For those of my readers living in the Channel Islands it has been a pretty unusual week – the worst snow storm and blizzards for 30 years, trees down across the islands, roads impassable, schools closed for three days etc etc! The result was a significant disruption to business across the islands.
For local businesses with local clients the impact was probably not too severe. If you couldn’t operate your business it wasn’t the end of the world because your customers were all playing in the snow or stuck at home looking after children so wouldn’t be buying from you anyway. However, for those running essential services or with clients in other jurisdictions the need to operate as close to ‘business as usual’ as possible was very important.
So, how did you cope?
Were you able to contact your staff? Did you even know which staff were likely to able to get in? i.e those living in walking distance without school age children to consider. Were you able to easily prioritise your services and allocate your limited manpower accordingly?

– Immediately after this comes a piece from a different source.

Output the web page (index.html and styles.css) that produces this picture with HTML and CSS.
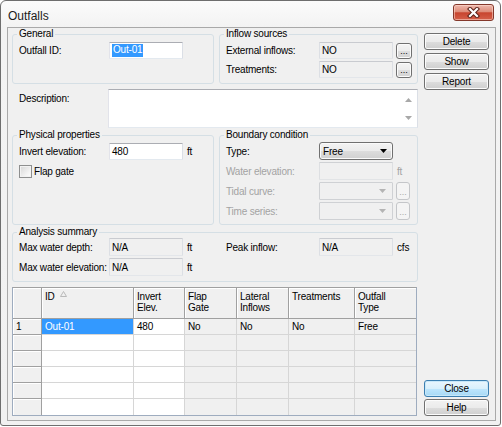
FILE: index.html
```html
<!DOCTYPE html>
<html>
<head>
<meta charset="utf-8">
<title>Outfalls</title>
<link rel="stylesheet" href="styles.css">
</head>
<body>
<div class="window">
  <div class="titlebar">
    <span class="title">Outfalls</span>
    <span class="closebtn">
      <svg width="13" height="11" viewBox="0 0 13 11"><path d="M3 2 L10 9 M10 2 L3 9" stroke="#5b2118" stroke-width="4.2" stroke-linecap="square" fill="none"/><path d="M3 2 L10 9 M10 2 L3 9" stroke="#ffffff" stroke-width="2.2" stroke-linecap="square" fill="none"/></svg>
    </span>
  </div>
  <div class="client">
    <div class="main">
      <div class="row2">
        <fieldset class="group g-left top-group">
          <legend>General</legend>
          <div class="frows">
            <div class="frow h17"><span class="lbl">Outfall ID:</span><span class="edit h17"><span class="seltext">Out-01</span></span></div>
          </div>
        </fieldset>
        <fieldset class="group g-right top-group">
          <legend>Inflow sources</legend>
          <div class="frows">
            <div class="frow h17"><span class="lbl w93">External inflows:</span><span class="edit ro h17">NO</span><span class="dots">...</span></div>
            <div class="frow h17"><span class="lbl w93">Treatments:</span><span class="edit ro h17">NO</span><span class="dots">...</span></div>
          </div>
        </fieldset>
      </div>

      <div class="desc-row">
        <span class="desc-lbl">Description:</span>
        <div class="memo">
          <div class="memo-scroll">
            <svg width="7" height="4" viewBox="0 0 7 4"><path d="M0 4 L3.5 0 L7 4 Z" fill="#a8a8a8"/></svg>
            <svg width="7" height="4" viewBox="0 0 7 4"><path d="M0 0 L7 0 L3.5 4 Z" fill="#a8a8a8"/></svg>
          </div>
        </div>
      </div>

      <div class="row2 row-mid">
        <fieldset class="group g-left mid-group">
          <legend>Physical properties</legend>
          <div class="frows g18">
            <div class="frow h18"><span class="lbl">Invert elevation:</span><span class="edit h17">480</span><span class="unit">ft</span></div>
            <div class="frow h18"><span class="chk"></span><span class="chk-lbl">Flap gate</span></div>
          </div>
        </fieldset>
        <fieldset class="group g-right mid-group">
          <legend>Boundary condition</legend>
          <div class="frows g18">
            <div class="frow h18"><span class="lbl w93">Type:</span><span class="combo"><span>Free</span><svg width="7" height="4" viewBox="0 0 7 4"><path d="M0 0 L7 0 L3.5 4 Z" fill="#000"/></svg></span></div>
            <div class="frow h18"><span class="lbl w93 dis">Water elevation:</span><span class="edit dis h18"></span><span class="unit dis">ft</span></div>
            <div class="frow h18"><span class="lbl w93 dis">Tidal curve:</span><span class="combo dis"><span></span><svg width="7" height="4" viewBox="0 0 7 4"><path d="M0 0 L7 0 L3.5 4 Z" fill="#b4b4b4"/></svg></span><span class="dots sm dis">...</span></div>
            <div class="frow h18"><span class="lbl w93 dis">Time series:</span><span class="combo dis"><span></span><svg width="7" height="4" viewBox="0 0 7 4"><path d="M0 0 L7 0 L3.5 4 Z" fill="#b4b4b4"/></svg></span><span class="dots sm dis">...</span></div>
          </div>
        </fieldset>
      </div>

      <fieldset class="group analysis">
        <legend>Analysis summary</legend>
        <div class="agrid">
          <span class="lbl">Max water depth:</span><span class="edit ro h18">N/A</span><span class="unit">ft</span>
          <span class="lbl">Peak inflow:</span><span class="edit ro h18">N/A</span><span class="unit">cfs</span>
          <span class="lbl">Max water elevation:</span><span class="edit ro h18">N/A</span><span class="unit">ft</span>
          <span></span><span></span><span></span>
        </div>
      </fieldset>

      <div class="grid">
        <table class="tbl">
          <colgroup>
            <col class="c-rh"><col class="c-id"><col class="c-inv"><col class="c-flap"><col class="c-lat"><col class="c-trt"><col class="c-type">
          </colgroup>
          <thead>
            <tr>
              <th class="rh"></th>
              <th>ID<svg class="sort" width="7" height="6" viewBox="0 0 7 6"><path d="M0.5 5.5 L3.5 0.5 L6.5 5.5 Z" fill="none" stroke="#b9b9b9" stroke-width="1"/></svg></th>
              <th>Invert<br>Elev.</th>
              <th>Flap<br>Gate</th>
              <th>Lateral<br>Inflows</th>
              <th>Treatments</th>
              <th class="last">Outfall<br>Type</th>
            </tr>
          </thead>
          <tbody>
            <tr><td class="rh">1</td><td class="w sel">Out-01</td><td class="w">480</td><td>No</td><td>No</td><td>No</td><td class="last">Free</td></tr>
            <tr><td class="rh"></td><td class="w"></td><td class="w"></td><td></td><td></td><td></td><td class="last"></td></tr>
            <tr><td class="rh"></td><td class="w"></td><td class="w"></td><td></td><td></td><td></td><td class="last"></td></tr>
            <tr><td class="rh"></td><td class="w"></td><td class="w"></td><td></td><td></td><td></td><td class="last"></td></tr>
            <tr><td class="rh"></td><td class="w"></td><td class="w"></td><td></td><td></td><td></td><td class="last"></td></tr>
            <tr class="lastrow"><td class="rh"></td><td class="w"></td><td class="w"></td><td></td><td></td><td></td><td class="last"></td></tr>
          </tbody>
        </table>
      </div>
    </div>

    <div class="side">
      <div class="btngroup">
        <span class="btn">Delete</span>
        <span class="btn">Show</span>
        <span class="btn">Report</span>
      </div>
      <div class="btngroup bottom">
        <span class="btn default">Close</span>
        <span class="btn">Help</span>
      </div>
    </div>
  </div>
</div>
</body>
</html>
```

FILE: styles.css
```css
* { box-sizing: border-box; }
html, body { margin: 0; padding: 0; }
body {
  width: 502px;
  height: 427px;
  overflow: hidden;
  background: #ffffff;
  font-family: "Liberation Sans", Arial, sans-serif;
  font-size: 10px;
  letter-spacing: -0.2px;
  color: #000;
}

.window {
  width: 501px;
  height: 426px;
  border: 1px solid #6e6e6e;
  border-radius: 6px 6px 3px 3px;
  background: linear-gradient(#fbfbfb, #f3f3f3 26px, #f1f1f1);
  display: flex;
  flex-direction: column;
}

.titlebar {
  height: 26px;
  flex: none;
  display: flex;
  justify-content: space-between;
  align-items: flex-start;
}
.title {
  margin: 8px 0 0 7px;
  font-size: 12px;
  line-height: 14px;
  letter-spacing: 0;
  color: #1b1b1b;
}
.closebtn {
  margin: 3px 6px 0 0;
  width: 41px;
  height: 17px;
  border: 1px solid #84382b;
  border-radius: 3px;
  background: linear-gradient(#efb9ad 0%, #dd8c79 45%, #c8452f 52%, #d4604a 100%);
  box-shadow: inset 0 0 0 1px rgba(255, 220, 210, 0.55);
  display: flex;
  align-items: center;
  justify-content: center;
}

.client {
  flex: 1;
  margin: 0 4px 4px 6px;
  border: 1px solid #a9a9a9;
  background: #f0f0f0;
  display: flex;
  gap: 6px;
  padding: 0 5px 4px 4px;
}

.main {
  width: 406px;
  flex: none;
  display: flex;
  flex-direction: column;
}

.row2 { display: flex; gap: 5px; }
.row-mid { margin-top: 1px; }

.group {
  margin: 0;
  min-width: 0;
  border: 1px solid #d5dfe5;
  border-radius: 3px;
  padding: 2px 6px 5px 6px;
}
.group legend {
  padding: 0 2px;
  margin-left: -2px;
  height: 12px;
  line-height: 12px;
}
.g-left { width: 202px; flex: none; }
.g-right { width: 199px; flex: none; }
.mid-group { padding: 1px 6px 4px 6px; }

.frows { display: flex; flex-direction: column; gap: 2px; }
.frow { display: flex; align-items: center; }
.h17 { height: 17px; }
.h18 { height: 18px; }

.lbl { width: 90px; flex: none; white-space: nowrap; }
.lbl.w93 { width: 93px; }
.dis { color: #a3a3a3; }

.edit {
  width: 74px;
  flex: none;
  border: 1px solid;
  border-color: #abadb3 #dbdfe6 #e3e9ef #e2e3ea;
  border-radius: 1px;
  background: #ffffff;
  padding: 0 2px;
  display: flex;
  align-items: center;
}
.edit.ro { background: #f0f0f0; border-color: #c9cbd0 #dcdfe4 #e3e6ea #dcdfe4; }
.edit.dis { background: #f0f0f0; border-color: #cfd1d4 #dddfe2 #e2e4e6 #dddfe2; }
.seltext { background: #3399ff; color: #fff; padding: 0 1px 1px 1px; line-height: 12px; }

.unit { margin-left: 4px; }

.dots {
  width: 16px;
  height: 16px;
  flex: none;
  margin-left: 3px;
  border: 1px solid #707070;
  border-radius: 3px;
  background: linear-gradient(#f4f4f4, #ececec 50%, #dedede 51%, #d2d2d2);
  box-shadow: inset 0 0 0 1px #fbfbfb;
  font-size: 9px;
  line-height: 9px;
  letter-spacing: 0;
  display: flex;
  justify-content: center;
  align-items: flex-end;
  padding-bottom: 2px;
}
.dots.sm { width: 14px; height: 18px; }
.dots.dis {
  border-color: #c4c6c9;
  background: #f4f4f4;
  box-shadow: none;
  color: #a8a8a8;
}

.combo {
  width: 74px;
  height: 18px;
  flex: none;
  border: 1px solid #707070;
  border-radius: 3px;
  background: linear-gradient(#f3f3f3, #ebebeb 50%, #dddddd 51%, #d0d0d0);
  box-shadow: inset 0 0 0 1px #fafafa;
  display: flex;
  align-items: center;
  justify-content: space-between;
  padding: 0 5px 0 3px;
}
.combo.dis {
  border-color: #cfd1d4;
  border-radius: 1px;
  background: #f0f0f0;
  box-shadow: none;
  padding-right: 6px;
}

.chk {
  width: 13px;
  height: 13px;
  flex: none;
  border: 1px solid #8e8f8f;
  background: linear-gradient(135deg, #d6d6d6, #f4f4f4 70%, #fdfdfd);
  box-shadow: inset 0 0 0 1px #f2f2f2;
}
.chk-lbl { margin-left: 2px; }

.desc-row {
  display: flex;
  margin-top: 5px;
  padding-left: 7px;
}
.desc-lbl { width: 89px; flex: none; padding-top: 4px; }
.memo {
  width: 310px;
  height: 39px;
  border: 1px solid;
  border-color: #abadb3 #dbdfe6 #e3e9ef #e2e3ea;
  background: #ffffff;
  display: flex;
  justify-content: flex-end;
}
.memo-scroll {
  width: 17px;
  display: flex;
  flex-direction: column;
  justify-content: space-between;
  align-items: center;
  padding: 8px 0 7px 0;
}

.analysis {
  margin-top: 1px;
  padding: 0 6px 5px 6px;
}
.agrid {
  display: grid;
  grid-template-columns: 90px 74px 43px 93px 74px auto;
  grid-auto-rows: 18px;
  row-gap: 2px;
  align-items: center;
}
.agrid .unit { align-self: center; }

.grid {
  margin-top: 5px;
  width: 405px;
  border: 1px solid #9eacbf;
  border-top-color: #a0a0a0;
  background: #ffffff;
}
.tbl {
  width: 403px;
  table-layout: fixed;
  border-collapse: separate;
  border-spacing: 0;
}
.c-rh { width: 29px; }
.c-id { width: 92px; }
.c-inv { width: 51px; }
.c-flap { width: 52px; }
.c-lat { width: 52px; }
.c-trt { width: 66px; }
.c-type { width: 61px; }

.tbl th {
  height: 31px;
  padding: 3px 3px 0 3px;
  vertical-align: top;
  text-align: left;
  font-weight: normal;
  line-height: 11px;
  background: #f0f0f0;
  border-right: 1px solid #a0a0a0;
  border-bottom: 1px solid #a0a0a0;
  box-shadow: inset 1px 1px 0 #ffffff;
  white-space: nowrap;
}
.tbl th.last, .tbl td.last { border-right: none; }
.sort { margin-left: 5px; vertical-align: top; margin-top: 0; }

.tbl td {
  height: 16px;
  padding: 0 3px;
  line-height: 14px;
  background: #f0f0f0;
  border-right: 1px solid #d6d6d6;
  border-bottom: 1px solid #d6d6d6;
  white-space: nowrap;
}
.tbl td.w { background: #ffffff; }
.tbl td.rh {
  border-right-color: #a0a0a0;
  border-bottom-color: #a0a0a0;
  box-shadow: inset 1px 1px 0 #ffffff;
}
.tbl td.sel { background: #3399ff; color: #ffffff; }
.tbl .lastrow td { border-bottom: none; }

.side {
  width: 65px;
  flex: none;
  display: flex;
  flex-direction: column;
  justify-content: space-between;
  padding-top: 5px;
}
.btngroup { display: flex; flex-direction: column; gap: 3px; }
.btngroup.bottom { gap: 2px; }
.btn {
  height: 17px;
  border: 1px solid #707070;
  border-radius: 3px;
  background: linear-gradient(#f2f2f2, #ebebeb 50%, #dddddd 51%, #cfcfcf);
  box-shadow: inset 0 0 0 1px #fcfcfc;
  display: flex;
  align-items: center;
  justify-content: center;
  line-height: 12px;
}
.btn.default {
  border-color: #3c7fb1;
  background: linear-gradient(#eaf6fd, #d9f0fc 50%, #bee6fd 51%, #a7d9f5);
  box-shadow: inset 0 0 0 1px #c8e8f9;
}
```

It is very easy to just put this incident down to experience and hope that disruption of this kind won’t happen again for another 30 years, but that is not a good way to run a business!
As business leaders we must be continuously aware of the potential for major disruption and have plans in place to ensure the continuity of our business. Some of these events can be planned for, if not predicted, such as weather events, power cuts and staff illness. These are the ‘known unknowns’. What about the ‘unknown unknowns’ the things that you aren’t even aware of that could happen and disrupt your business. Until this week a three day snow event almost fell into this category!
Whilst this disruption is still fresh in your mind, it is an ideal time to review your Business Continuity Plans to asses what worked well, what didn’t and what needs to change. This is where it can be very beneficial to get an external facilitator in to help with this review and to ask those uncomfortable questions that we try to avoid when doing an internal review!